Apache Kylin™ Technical Blog

Dictionary in Kylin

Purpose of Dictionary

Dictionary is a classic compression technique that can greatly reduce the size of data. Kylin apply dictionary to all dimension values stored in cube.

Kylin’s requirement to dictionary:

  • Compress cube size by storing IDs instead of real values
  • Bi-way mapping of dimension values from/to IDs
  • Preserving order to facilitate range query
  • Minimal memory & storage footprint

Dictionary Design

Dictionary is implemented as a trie data structure. Dictionary ID (or “seq. no” below) is chosen in a way to preserve value order. Then at query time, predicate filters can be pushed down to storage and be evaluated on the IDs.

  • Trie node are labeled by 1) number of values underneath; 2) is end of value or not
  • Bi-way lookup between “value” <==> “seq. no” by top-down navigate
  • The “seq. no” preserves value order and is a minimal integer for space advantage
  • O(L) lookup time, where L=max(value length)
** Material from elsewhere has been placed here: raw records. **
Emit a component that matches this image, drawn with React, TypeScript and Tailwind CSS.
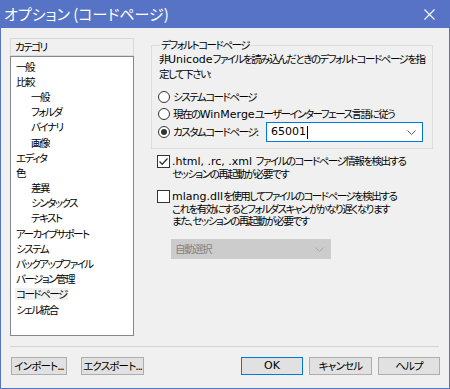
import React from 'react';

const categories = [
  { label: '一般', sub: false },
  { label: '比較', sub: false },
  { label: '一般', sub: true },
  { label: 'フォルダ', sub: true },
  { label: 'バイナリ', sub: true },
  { label: '画像', sub: true },
  { label: 'エディタ', sub: false },
  { label: '色', sub: false },
  { label: '差異', sub: true },
  { label: 'シンタックス', sub: true },
  { label: 'テキスト', sub: true },
  { label: 'アーカイブサポート', sub: false },
  { label: 'システム', sub: false },
  { label: 'バックアップファイル', sub: false },
  { label: 'バージョン管理', sub: false },
  { label: 'コードページ', sub: false, selected: true },
  { label: 'シェル統合', sub: false },
];

// Latin runs get a wider font so they sit like Meiryo UI next to the tight kana
function T({ s }: { s: string }) {
  const parts = s.split(/([A-Za-z0-9.,_ ]+)/);
  return (
    <>
      {parts.map((p, i) =>
        /^[A-Za-z0-9.,_ ]+$/.test(p) && /[A-Za-z0-9]/.test(p) ? (
          <span key={i} className="font-['DejaVu_Sans'] text-[11px] tracking-normal">
            {p}
          </span>
        ) : (
          <React.Fragment key={i}>{p}</React.Fragment>
        )
      )}
    </>
  );
}

function Radio({ checked }: { checked?: boolean }) {
  return (
    <span className="w-[12px] h-[12px] rounded-full border border-[#333333] bg-white flex items-center justify-center shrink-0">
      {checked && <span className="w-[6px] h-[6px] rounded-full bg-[#333333]" />}
    </span>
  );
}

function Checkbox({ checked }: { checked?: boolean }) {
  return (
    <span className="w-[13px] h-[13px] border border-[#333333] bg-white flex items-center justify-center shrink-0">
      {checked && (
        <svg width="11" height="11" viewBox="0 0 11 11">
          <path d="M1.5 5.5 L4.2 8.2 L9.5 2.5" fill="none" stroke="#333333" strokeWidth="1.3" />
        </svg>
      )}
    </span>
  );
}

function Chevron({ color }: { color: string }) {
  return (
    <svg width="9" height="5" viewBox="0 0 9 5">
      <path d="M0.5 0.5 L4.5 4.5 L8.5 0.5" fill="none" stroke={color} strokeWidth="1" />
    </svg>
  );
}

function Button({ label, width, primary }: { label: string; width: string; primary?: boolean }) {
  return (
    <div
      className={
        (primary ? 'border-[#0078d7] ' : 'border-[#adadad] ') +
        width +
        ' h-[18px] flex items-center justify-center bg-[#e1e1e1] border whitespace-nowrap leading-[12px] tracking-[-0.8px]'
      }
    >
      <T s={label} />
    </div>
  );
}

export default function App() {
  return (
    <div className="w-[450px] h-[389px] flex flex-col bg-[#f0f0f0] border-x border-b border-[#5673c6] text-black font-['Noto_Sans_CJK_JP','Noto_Sans',sans-serif] [font-feature-settings:'palt']">
      {/* title bar */}
      <div className="h-[28px] shrink-0 bg-[#5673c6] flex items-center justify-between pl-[3px] pr-[14px] text-white">
        <span className="text-[15px] leading-[16px] whitespace-nowrap">オプション (コードページ)</span>
        <svg width="11" height="11" viewBox="0 0 11 11">
          <path d="M0.5 0.5 L10.5 10.5 M10.5 0.5 L0.5 10.5" stroke="white" strokeWidth="1.1" />
        </svg>
      </div>

      <div className="flex-1 flex flex-col px-[9px] pt-[10px] text-[10.5px] tracking-[-1.5px]">
        <div className="flex">
          {/* categories */}
          <div className="w-[124px] flex flex-col shrink-0">
            <div className="h-[18px] border border-[#d9d9d9] bg-[#f0f0f0] flex items-center pl-[4px] leading-[12px]">
              カテゴリ
            </div>
            <div className="h-[280px] border border-[#828790] bg-white pt-[2px]">
              {categories.map((c, i) => (
                <div
                  key={i}
                  className={(c.sub ? 'pl-[20px]' : 'pl-[5px]') + ' h-[15.2px] flex items-center leading-[12px] whitespace-nowrap'}
                >
                  <span className={c.selected ? 'bg-[#f0f0f0] px-[1px] -ml-[1px]' : ''}>{c.label}</span>
                </div>
              ))}
            </div>
          </div>

          {/* right side */}
          <div className="ml-[17px] w-[282px] flex flex-col pt-[1px]">
            <fieldset className="border border-[#dcdcdc] pl-[6px] pb-[6px]">
              <legend className="ml-[2px] px-[1px] leading-[12px] whitespace-nowrap">デフォルトコードページ</legend>
              <div className="pl-[1px] leading-[14px] mt-px whitespace-nowrap">
                <div>
                  <T s="非Unicodeファイルを読み込んだときのデフォルトコードページを指" />
                </div>
                <div>定して下さい:</div>
              </div>
              <div className="mt-[8px] h-[16px] flex items-center gap-[3px] whitespace-nowrap">
                <Radio />
                <span className="leading-[12px]">システムコードページ</span>
              </div>
              <div className="mt-px h-[16px] flex items-center gap-[3px] whitespace-nowrap">
                <Radio />
                <span className="leading-[12px]">
                  <T s="現在のWinMergeユーザーインターフェース言語に従う" />
                </span>
              </div>
              <div className="h-[20px] flex items-center gap-[3px] whitespace-nowrap">
                <Radio checked />
                <span className="w-[90px] leading-[12px]">カスタムコードページ:</span>
                <div className="w-[157px] h-[20px] border border-[#0078d7] bg-white flex items-center justify-between pl-[4px] pr-[6px]">
                  <span className="leading-[12px] flex items-center">
                    <span className="font-['DejaVu_Sans'] text-[11px] tracking-normal">65001</span>
                    <span className="inline-block w-px h-[13px] bg-black ml-px" />
                  </span>
                  <Chevron color="#606060" />
                </div>
              </div>
            </fieldset>

            <div className="mt-[6px] pl-[6px] flex gap-[2px] whitespace-nowrap">
              <Checkbox checked />
              <div className="leading-[12px]">
                <div>
                  <T s=".html, .rc, .xml ファイルのコードページ情報を検出する" />
                </div>
                <div>セッションの再起動が必要です</div>
              </div>
            </div>

            <div className="mt-[10px] pl-[6px] flex gap-[2px] whitespace-nowrap">
              <Checkbox />
              <div className="leading-[12px]">
                <div>
                  <T s="mlang.dllを使用してファイルのコードページを検出する" />
                </div>
                <div>これを有効にするとフォルダスキャンがかなり遅くなります</div>
                <div>また、セッションの再起動が必要です</div>
              </div>
            </div>

            <div className="mt-[12px] ml-[20px] w-[160px] h-[20px] bg-[#cccccc] border border-[#cccccc] flex items-center justify-between pl-[3px] pr-[6px] text-[#838383]">
              <span className="leading-[12px]">自動選択</span>
              <Chevron color="#a8a8a8" />
            </div>
          </div>
        </div>

        <div className="mt-[10px] h-px w-[429px] bg-[#d4d4d4]" />

        <div className="mt-[10px] flex items-center ml-px w-[429px]">
          <Button label="インポート..." width="w-[56px]" />
          <div className="ml-[14px]">
            <Button label="エクスポート..." width="w-[63px]" />
          </div>
          <div className="ml-auto flex gap-[6px]">
            <Button label="OK" width="w-[62px]" primary />
            <Button label="キャンセル" width="w-[63px]" />
            <Button label="ヘルプ" width="w-[62px]" />
          </div>
        </div>
      </div>
    </div>
  );
}
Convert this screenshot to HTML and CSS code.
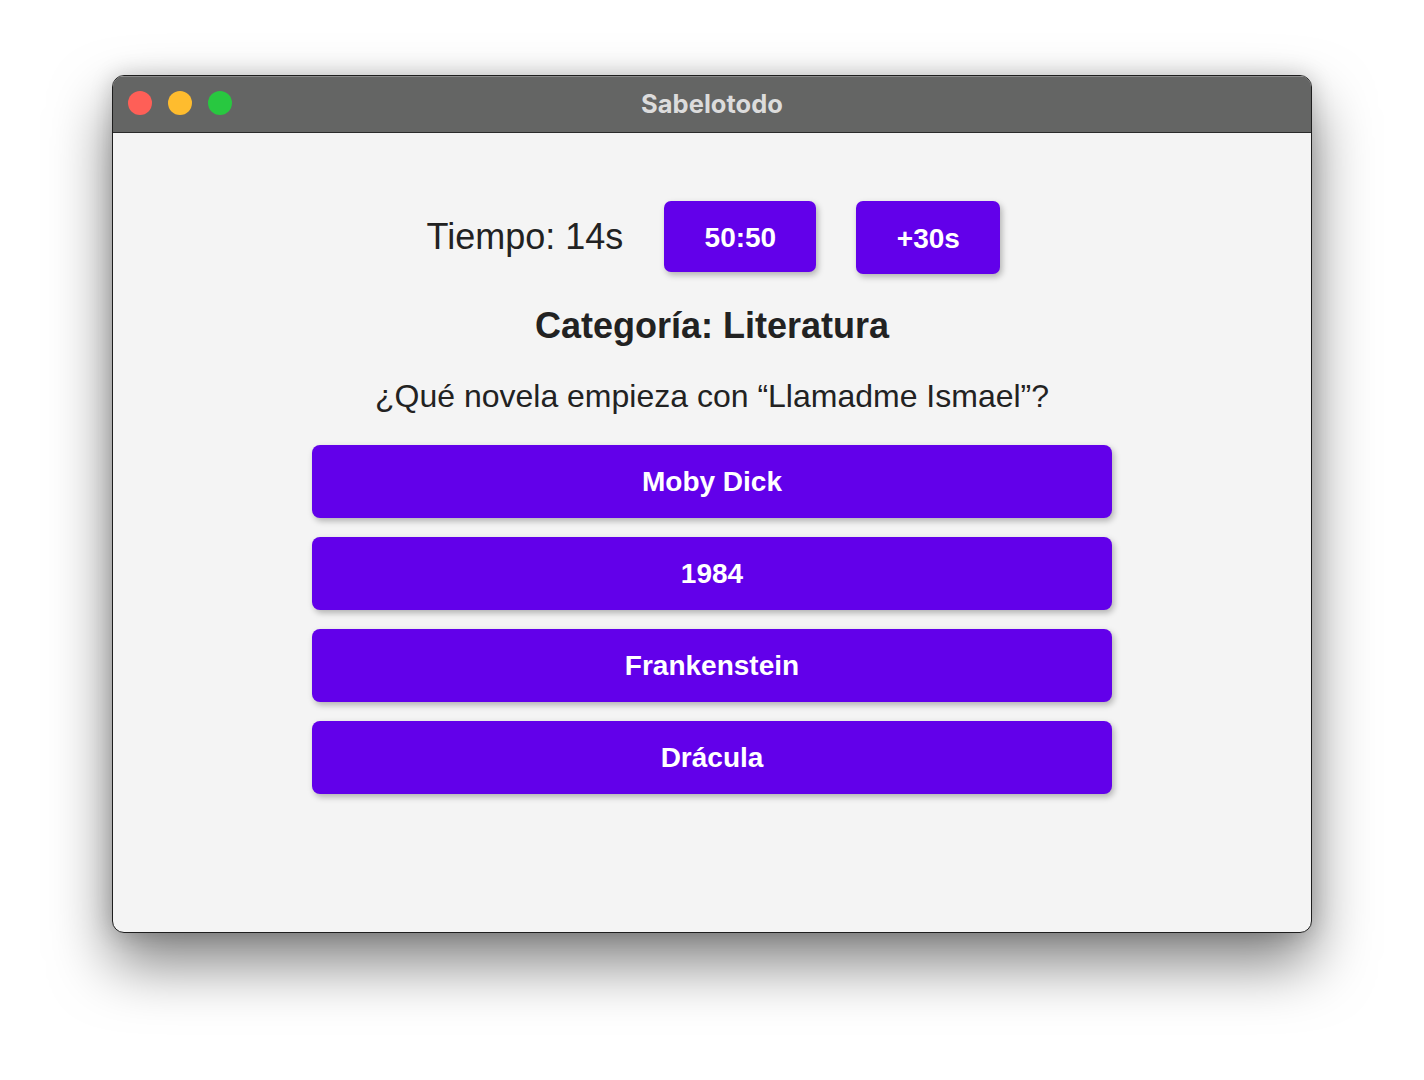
FILE: index.html
```html
<!DOCTYPE html>
<html lang="es">
<head>
<meta charset="utf-8">
<title>Sabelotodo</title>
<link rel="stylesheet" href="styles.css">
</head>
<body>
<div class="window">
  <div class="titlebar">
    <div class="lights">
      <span class="light red"></span>
      <span class="light yellow"></span>
      <span class="light green"></span>
    </div>
    <div class="title">Sabelotodo</div>
  </div>
  <div class="content">
    <div class="toprow">
      <div class="timer">Tiempo: 14s</div>
      <button class="btn small b1">50:50</button>
      <button class="btn small b2">+30s</button>
    </div>
    <div class="category">Categoría: Literatura</div>
    <div class="question">¿Qué novela empieza con “Llamadme Ismael”?</div>
    <div class="answers">
      <button class="btn answer">Moby Dick</button>
      <button class="btn answer">1984</button>
      <button class="btn answer">Frankenstein</button>
      <button class="btn answer">Drácula</button>
    </div>
  </div>
</div>
</body>
</html>
```
FILE: styles.css
```css
html, body {
  margin: 0;
  padding: 0;
  background: #ffffff;
}
body {
  width: 1424px;
  height: 1080px;
  overflow: hidden;
  padding-top: 75px;
  box-sizing: border-box;
}
.window {
  margin-left: 112px;
  width: 1200px;
  height: 858px;
  box-sizing: border-box;
  border: 1px solid #1e1e1e;
  border-radius: 12px;
  overflow: hidden;
  background: #f4f4f4;
  box-shadow: 0 30px 60px rgba(0,0,0,0.5), 0 0 22px rgba(0,0,0,0.18);
  display: flex;
  flex-direction: column;
}
.titlebar {
  height: 57px;
  flex: 0 0 57px;
  box-sizing: border-box;
  background: #646564;
  border-bottom: 1px solid #2a2a2a;
  box-shadow: inset 0 1px 0 rgba(255,255,255,0.25);
  position: relative;
  display: flex;
  align-items: center;
  justify-content: center;
}
.lights {
  position: absolute;
  left: 15px;
  top: 15px;
  display: flex;
  gap: 16px;
}
.light {
  width: 24px;
  height: 24px;
  border-radius: 50%;
  display: block;
}
.red { background: #fe5f57; }
.yellow { background: #febc2e; }
.green { background: #28c840; }
.title {
  font-family: Inter, "Noto Sans", sans-serif;
  font-weight: 700;
  font-size: 25.5px;
  color: #dcdcdc;
  margin-top: -2px;
}
.content {
  flex: 1;
  display: flex;
  flex-direction: column;
  align-items: center;
  padding-top: 67px;
  font-family: "Liberation Sans", Arial, sans-serif;
  color: #222222;
}
.toprow {
  display: flex;
  align-items: flex-start;
  margin-left: 3px;
}
.timer {
  font-size: 36px;
  color: #222;
  align-self: center;
  margin-right: 41px;
}
.btn {
  font-family: "Liberation Sans", Arial, sans-serif;
  font-weight: 700;
  color: #ffffff;
  background: #6200ea;
  border: none;
  cursor: pointer;
  box-shadow: 2px 3px 6px rgba(0,0,0,0.28);
}
.small {
  font-size: 28px;
  border-radius: 7px;
  padding-top: 3px;
  margin-top: 1px;
}
.b1 { width: 152px; height: 71px; margin-right: 40px; }
.b2 { width: 144px; height: 73px; }
.category {
  margin-top: 31px;
  font-size: 36px;
  font-weight: 700;
  color: #222;
}
.question {
  margin-top: 31px;
  font-size: 32px;
  color: #222;
}
.answers {
  margin-top: 30px;
  display: flex;
  flex-direction: column;
  gap: 19px;
}
.answer {
  width: 800px;
  height: 73px;
  border-radius: 8px;
  font-size: 28px;
}
```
An example of a trie dictionary.

Memory structure

Once built, the dictionary is serialized into a chunk of bytes. This is how it stays in memory and also in file.

  • Head
    • magic, head len, body len, child_offset size, seq_no size, base ID, max value len, bytes converter
  • Body
    • a flattened trie, where each node is
      • child offset (size specified in head)
        • 1st MSB: isLastChild
        • 2nd MSB: isEndOfValue
      • no. values beneath (size specified in head)
      • value len (1 byte unsigned)
      • value bytes

Benchmark result

We compared dictionary’s size and performance with HashMap and ID Based Array. It’s memory footprint is an order less and the throughput is very stable accross scales.
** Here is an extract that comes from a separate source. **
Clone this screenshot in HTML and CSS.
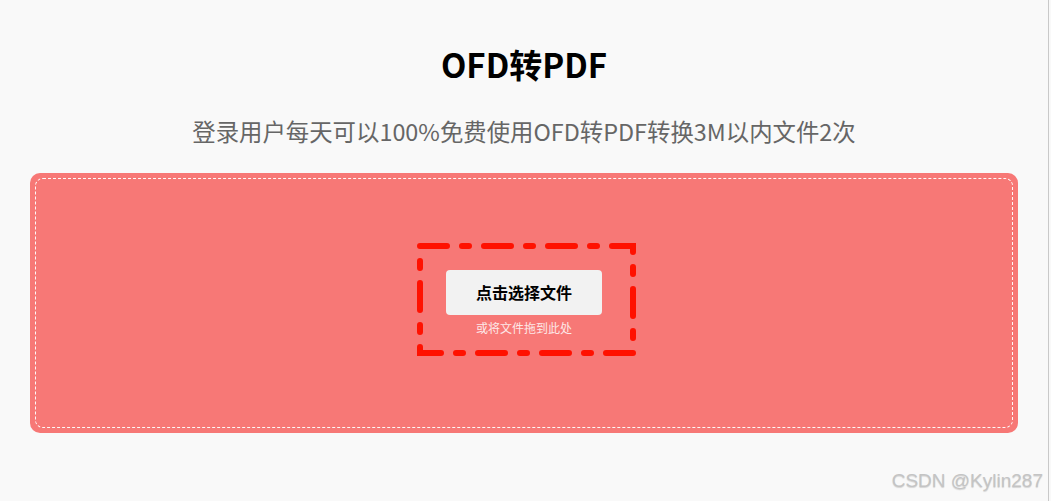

  HashMap (value=>id) Dictionary (value=>id) IdArray (id=>value) Dictionary (id=>value)  
150K eng words footprint (bytes) 18.8M 1.7M 11.1M 1.7M 1.4M raw size
150K eng words throughput (acc/s) 13M 1.9M 150M 1.96M 31 max value len
6.6K categories footprint (bytes) 0.94M 0.13M 0.58M 0.12M 0.1M raw size
6.6K categories throughput (acc/s) 26M 2.0M 98M 2.0M 30 max value len
6 words footprint (bytes) 792B 168B 416B 168B 33B raw size
6 works throughput (acc/s) 68.5M 14.7M 714M 11.1M 9 max value len

Cache layer

To achieve maximum lookup throughput, a cache layer (HashMap or IdArray) sits on top of dictionary using weak reference. The cache could be gone when memory runs short, then dictionary will be hit directly.